In another embodiment of the control valve, the control valve further comprises an electromagnetic actuator having a primary coil integrated into a primary circuit for actuating the actuating element. The electromagnetic actuator further comprises a detection coil integrated into a detection circuit for detecting fluid temperature. The detection circuit comprises a temperature-sensitive resistor exposed to the fluid flow, such as a thermistor, in particular a Negative Temperature Coefficient thermistor. The temperature-sensitive resistor may have a predetermined resistance-temperature characteristic. It should be understood that the temperature sensitive resistor does not need to be in direct contact with the fluid flow. It is sufficient that the temperature-sensitive resistor is arranged such that it changes its temperature as a function of the fluid temperature, in particular the mixed fluid temperature. According to an exemplary further development, the detection circuit is configured to inductively influence the primary circuit as a function of the fluid temperature.

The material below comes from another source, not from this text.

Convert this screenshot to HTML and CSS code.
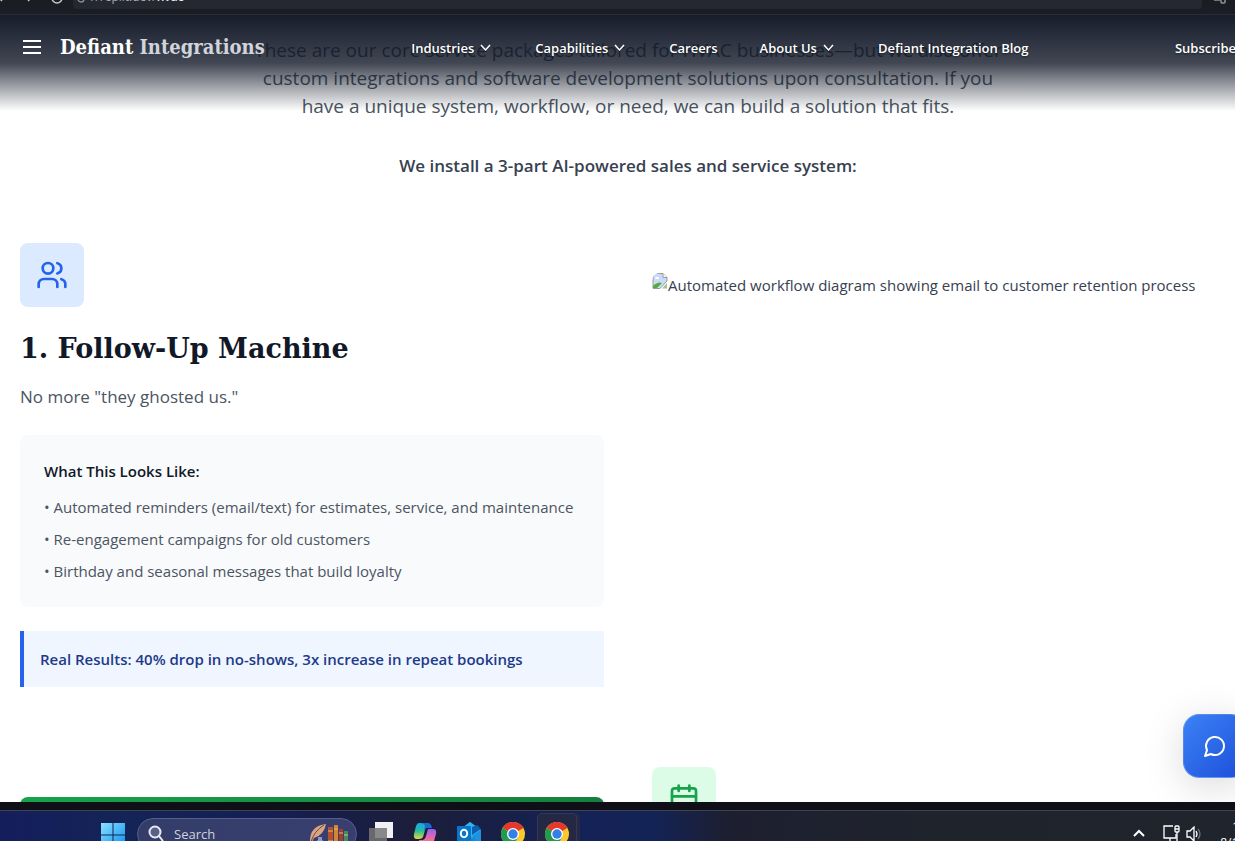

With respect to the inductive influence, reference can be made to the preceding embodiments with respect to the device or method, the embodiments of which are transferable with respect to the control valve.

In another embodiment of the control valve, the device comprises a detection circuit with a detection coil and a temperature-sensitive resistor, such as a thermistor, in particular a Negative Temperature Coefficient thermistor, coupled to the detection coil and exposed to the fluid flow. The detection coil and/or the temperature-sensitive resistor are/is fixedly attached to the actuating element or to the control valve housing, in particular a valve seat cooperating with the actuating element, in the fluid channel. For example, the detection coil and/or the temperature sensitive resistor are/is overmolded or overmolded by the material of the actuating element. The coil, the detection coil and the thermosensitive resistor may be coupled to each other via a connecting cable.

The present embodiments also relate to a line system for a motor vehicle, in particular for cooling an engine or for providing an anode and/or cathode current in a fuel cell, having a control valve in accordance with one of the aspects or exemplary embodiments described above.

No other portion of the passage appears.